Whatever you make of Art the Clown and his SFX-heavy lady-slaying, you’ve got to admit the guy’s got a great PR. Despite having only appeared in three films—the little-seen All Hallows Eve; the controversial Terrifier; and the 138-minute-long Terrifier 2—he’s already shouldering his way into the ranks of slasher legends. Part three sees the main cast—including Lauren LaVera as Sienna Shaw and David Howard Thornton as Art—returning for a slice (and dice) of Christmas evil.

Salem’s Lot

The third—yes, look it up—adaptation of Stephen King’s 1975 vampire novel is more famous for what’s been happening offscreen.

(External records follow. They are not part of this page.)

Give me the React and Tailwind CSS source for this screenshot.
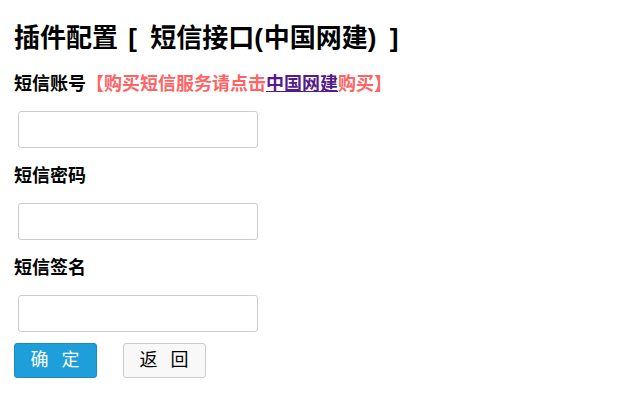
export default function App() {
  const font = { fontFamily: '"Liberation Sans", "Noto Sans CJK SC", sans-serif' };
  return (
    <div className="min-h-screen bg-white px-[14px] pt-[20px] text-black" style={font}>
      <h1 className="text-[26px] font-bold leading-[36px]">
        插件配置<span className="tracking-[3px]"> [ </span>短信接口<span className="tracking-[1px]">(</span>中国网建<span className="tracking-[3px]">) ]</span>
      </h1>

      <div className="mt-[15px] text-[18px] font-bold leading-[26px]">
        短信账号
        <span className="text-[#ff6464]">
          【购买短信服务请点击
          <a href="#" className="text-[#551a8b] underline">中国网建</a>
          购买】
        </span>
      </div>
      <input className="mt-[14px] ml-[4px] block h-[37px] w-[240px] rounded-[3px] border border-[#ccc] bg-white px-2 outline-none" />

      <div className="mt-[15px] text-[18px] font-bold leading-[26px]">短信密码</div>
      <input className="mt-[14px] ml-[4px] block h-[37px] w-[240px] rounded-[3px] border border-[#ccc] bg-white px-2 outline-none" />

      <div className="mt-[15px] text-[18px] font-bold leading-[26px]">短信签名</div>
      <input className="mt-[14px] ml-[4px] block h-[37px] w-[240px] rounded-[3px] border border-[#ccc] bg-white px-2 outline-none" />

      <div className="mt-[11px] flex gap-[26px]">
        <button className="h-[35px] w-[83px] rounded-[3px] border border-[#1a8bc4] bg-[#1e9fd9] pl-[3px] text-[18px] tracking-[4px] text-white">
          确 定
        </button>
        <button className="h-[35px] w-[83px] rounded-[3px] border border-[#ccc] bg-[#f8f8f8] pl-[3px] text-[18px] tracking-[4px] text-black">
          返 回
        </button>
      </div>
    </div>
  );
}
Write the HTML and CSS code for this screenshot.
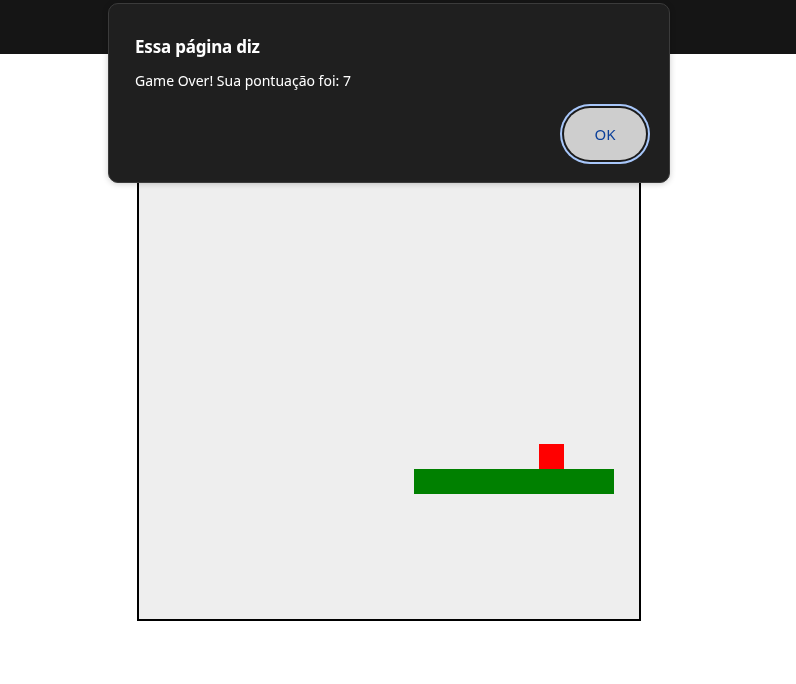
FILE: index.html
```html
<!DOCTYPE html>
<html lang="pt-BR">
<head>
<meta charset="utf-8">
<title>Snake</title>
<link rel="stylesheet" href="styles.css">
</head>
<body>
<header class="topbar"></header>
<main class="stage">
  <div class="board">
    <div class="cell snake" style="grid-column: 12 / span 8; grid-row: 15;"></div>
    <div class="cell food" style="grid-column: 17; grid-row: 14;"></div>
  </div>
</main>
<div class="dialog" role="alertdialog">
  <h2 class="dialog-title">Essa página diz</h2>
  <p class="dialog-msg">Game Over! Sua pontuação foi: 7</p>
  <div class="dialog-actions">
    <button class="ok-btn">OK</button>
  </div>
</div>
</body>
</html>
```
FILE: styles.css
```css
html, body {
  margin: 0;
  padding: 0;
  background: #ffffff;
  font-family: "Noto Sans", "Open Sans", sans-serif;
}

.topbar {
  height: 54px;
  background: #151515;
}

.stage {
  padding: 63px 0 0 137px;
}

.board {
  width: 500px;
  height: 500px;
  border: 2px solid #000;
  background: #eeeeee;
  display: grid;
  grid-template-columns: repeat(20, 25px);
  grid-template-rows: repeat(20, 25px);
}

.snake { background: #008000; }
.food { background: #ff0000; }

.dialog {
  position: fixed;
  top: 3px;
  left: 108px;
  width: 560px;
  height: 178px;
  box-sizing: content-box;
  background: #1f1f1f;
  border: 1px solid #3b3b3b;
  border-radius: 10px;
  box-shadow: 0 1px 6px rgba(0, 0, 0, 0.2);
  display: flex;
  flex-direction: column;
  padding: 0;
  color: #ffffff;
}

.dialog-title {
  margin: 31px 0 0 26px;
  font-size: 17px;
  font-weight: 700;
  line-height: 24px;
  letter-spacing: -0.2px;
}

.dialog-msg {
  margin: 12px 0 0 26px;
  font-size: 14px;
  line-height: 20px;
  letter-spacing: 0;
}

.dialog-actions {
  display: flex;
  justify-content: flex-end;
  padding: 17px 23px 0 0;
}

.ok-btn {
  width: 82px;
  height: 52px;
  border: none;
  border-radius: 26px;
  background: #cecece;
  color: #0a3f9a;
  font-family: "Noto Sans", "Open Sans", sans-serif;
  font-size: 15px;
  box-shadow: 0 0 0 2px #1b1b1b, 0 0 0 4px #a8c7fa;
  padding: 0;
}
```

Written and directed by Gary Dauberman, who wrote several Annabelles and both ITs, it stars Lewis Pullman (son of Bill) and a cast of familiar faces (William Sadler, Bill Camp, Pilou Asbæk), and sounds decent enough. So how come it’s been delayed for two years? Not even King knows. He tweeted: “Between you and me, Twitter, I’ve seen the new Salem’s Lot and it’s quite good. Not sure why WB is holding it back; not like it’s embarrassing, or anything. Who knows. I just write the fucking things.”

Smile 2

You couldn’t make it up. Smile, a modest 2022 horror about a viral curse, written and directed by Parker Finn, was headed for streaming before a test screening changed its fate. Upon release, it made $216m on a $17m budget thanks to a genius viral campaign. Well, now the beast is back. The new heroine this time is Naomi Scott’s pop star, although Kyle Gallner’s cop returns—who knows for how long? “There certainly are stones that I left unturned by design,” Finn told The Hollywood Reporter, intriguingly. In other words, this one could run and run.

ALSO COMING SOON:

Canadian serial killer thriller Red Rooms; more goth gateway antics in Beetlejuice Beetlejuice; a 4K restoration of the King/De Palma classic Carrie.